Saudi Arabia sent hundreds of volunteers to join the Arab forces. In February 1948, around 800 tribesmen had gathered near Aqaba so as to invade the Negev, but crossed to Egypt after Saudi rival King Abdallah officially denied them permission to pass through Jordanian territory. The Saudi troops were attached to the Egyptian command throughout the war, and estimates of their total strength ranged up to 1,200. By July 1948, the Saudis comprised three brigades within the Egyptian expeditionary force, and were stationed as guards between Gaza city and Rafah. This area came under heavy aerial bombardment during Operation Yoav in October, and faced a land assault beginning in late December which culminated in the Battle of Rafah in early January of the new year.
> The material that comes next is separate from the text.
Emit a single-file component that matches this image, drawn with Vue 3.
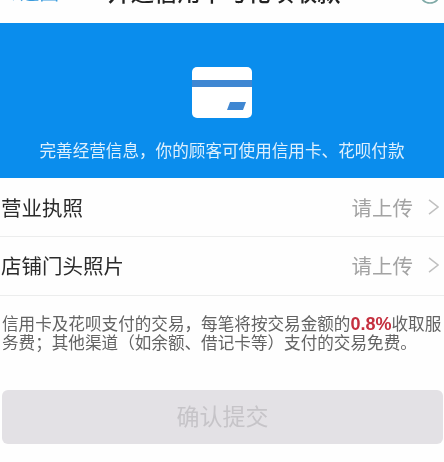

With the subsequent armistice of 24 February 1949 and evacuation of almost 4,000 Arab soldiers and civilians from Gaza, the Saudi contingent withdrew through Arish and returned to Saudi Arabia.
During the first truce, Sudan sent six companies of regular troops to fight alongside the Egyptians. Yemen also committed a small expeditionary force to the war effort, and contingents from Morocco joined the Arab armies as well.